Wednesday, August 29, 2007

Island's feral pig eradication is complete

BY ERIC LINDBERG
DAILY SOUND STAFF WRITER

A controversial two-year program to eradicate feral pigs from Santa Cruz Island is complete, Nature Conservancy and National Park Service officials announced yesterday.
Calling it a “major step toward the ecological restoration” of the largest of the Channel Islands, park officials said the 96-square-mile island is now free of pigs.

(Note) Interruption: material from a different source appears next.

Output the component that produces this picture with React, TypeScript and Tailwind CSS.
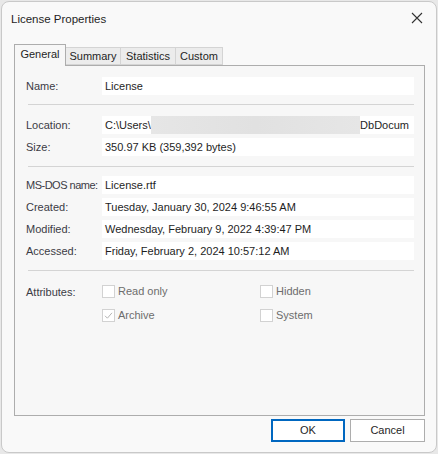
import React from 'react';

const font = { fontFamily: '"Liberation Sans", Arial, sans-serif' };

function Field({ label, tight, children }: { label: string; tight?: boolean; children: React.ReactNode }) {
  return (
    <div className="flex items-center h-[18px]">
      <div className={tight ? 'w-[76px] shrink-0 whitespace-nowrap text-[#3b3b45] tracking-[-0.5px]' : 'w-[76px] shrink-0 whitespace-nowrap text-[#3b3b45]'}>
        {label}
      </div>
      <div className="flex-1 h-[18px] bg-white flex items-center pl-[3px] overflow-hidden whitespace-nowrap text-[#1e1e1e]">
        {children}
      </div>
    </div>
  );
}

function Sep() {
  return <div className="ml-[2px] h-px bg-[#d4d4d4]" />;
}

function Check({ label, checked }: { label: string; checked?: boolean }) {
  return (
    <div className="flex items-center gap-[3px] h-[14px]">
      <div className="w-[13px] h-[13px] border border-[#d2d2d2] bg-white flex items-center justify-center">
        {checked && (
          <svg width="9" height="9" viewBox="0 0 9 9">
            <path d="M1 4.8 L3.4 7.2 L8 1.8" fill="none" stroke="#b4b4b4" strokeWidth="1" />
          </svg>
        )}
      </div>
      <span className="text-[#6d6d6d]">{label}</span>
    </div>
  );
}

export default function App() {
  return (
    <div className="w-[438px] h-[454px] bg-[#e8e8e8] p-px" style={font}>
      <div className="w-full h-full rounded-lg border border-[#c9c9c9] bg-[#f9f9f9] flex flex-col text-[11px] overflow-hidden">
        {/* Title bar */}
        <div className="h-[40px] flex items-start justify-between pl-[9px] pr-[13px] pt-[9px] text-[11.5px]">
          <span className="text-[#1f1f1f]">License Properties</span>
          <svg width="12" height="12" viewBox="0 0 12 12" className="mt-[1px]">
            <path d="M1 1 L11 11 M11 1 L1 11" stroke="#333" strokeWidth="1.1" />
          </svg>
        </div>

        {/* Tabs */}
        <div className="flex items-end pl-[12px] h-[23px]">
          <div className="h-[22px] w-[52px] border border-b-0 border-[#adadad] bg-[#f7f7f7] flex items-center justify-center text-[#1f1f1f] relative z-10 -mb-px pb-[3px]">
            General
          </div>
          <div className="h-[18px] w-[55px] border border-l-0 border-[#d4d4d4] bg-[#ececec] flex items-center justify-center text-[#1f1f1f]">
            Summary
          </div>
          <div className="h-[18px] w-[55px] border border-l-0 border-[#d4d4d4] bg-[#ececec] flex items-center justify-center text-[#1f1f1f]">
            Statistics
          </div>
          <div className="h-[18px] w-[47px] border border-l-0 border-[#d4d4d4] bg-[#ececec] flex items-center justify-center text-[#1f1f1f]">
            Custom
          </div>
        </div>

        {/* Panel */}
        <div className="ml-[12px] mr-[11px] h-[351px] border border-[#adadad] bg-[#f7f7f7] pt-[11px] pl-[11px] pr-[10px] flex flex-col">
          <Field label="Name:">License</Field>
          <div className="h-[9px]" />
          <Sep />
          <div className="h-[11px]" />
          <div className="flex flex-col gap-[4px]">
            <Field label="Location:">
              <span>C:\Users\</span>
              <span className="h-[18px] flex-1 bg-gradient-to-r from-[#e6e6e6] via-[#e1e1e1] to-[#e6e6e6]" />
              <span className="pr-[5px]">DbDocum</span>
            </Field>
            <Field label="Size:">350.97 KB (359,392 bytes)</Field>
          </div>
          <div className="h-[10px]" />
          <Sep />
          <div className="h-[9px]" />
          <div className="flex flex-col gap-[4px]">
            <Field label="MS-DOS name:" tight>License.rtf</Field>
            <Field label="Created:">Tuesday, January 30, 2024 9:46:55 AM</Field>
            <Field label="Modified:">Wednesday, February 9, 2022 4:39:47 PM</Field>
            <Field label="Accessed:">Friday, February 2, 2024 10:57:12 AM</Field>
          </div>
          <div className="h-[10px]" />
          <Sep />
          <div className="h-[13px]" />
          <div className="flex">
            <div className="w-[76px] shrink-0 text-[#3b3b45]">Attributes:</div>
            <div className="grid grid-cols-[158px_1fr] gap-y-[10px]">
              <Check label="Read only" />
              <Check label="Hidden" />
              <Check label="Archive" checked />
              <Check label="System" />
            </div>
          </div>
        </div>

        {/* Buttons */}
        <div className="flex justify-end gap-[5px] mr-[11px] mt-[3px]">
          <button className="w-[74px] h-[23px] border-2 border-[#0067c0] bg-white text-[#1f1f1f]">OK</button>
          <button className="w-[75px] h-[23px] border border-[#adadad] bg-white text-[#1f1f1f]">Cancel</button>
        </div>
      </div>
    </div>
  );
}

“Based on extensive monitoring over the past year we believe the island is pig-free,” Dr. Lotus Vermeer, director of the Santa Cruz Island Preserve, said in a statement. “We are now well on our way to restoring the biological balance of the island and saving unique species found nowhere else on Earth.”
Officials decided to conduct the $5 million eradication program, which involved aerial hunting, walk-in corral traps and ground hunting with tracking dogs, in order to save the endangered island fox and nine rare plants from extinction.
The project raised the ire of animal rights activists, including In Defense of Animals (IDA), a national nonprofit organization that decried the eradication effort as a “bloody massacre.” IDA filed a joint lawsuit against the Nature Conservancy and the National Park Service in 2005, but failed to persuade a federal judge to grant a temporary or permanent injunction.
Park officials said they considered alternative options, such as bringing the pigs to the mainland, but said that risked spreading disease to domestic livestock. Contraceptives and sterilants have not been proven effective in the eradication of pigs, officials added.
A professional hunting firm from New Zealand killed 5,036 feral pigs using non-lead bullets, following euthanasia guidelines established by the American Medical Veterinary Association, Park Service authorities said.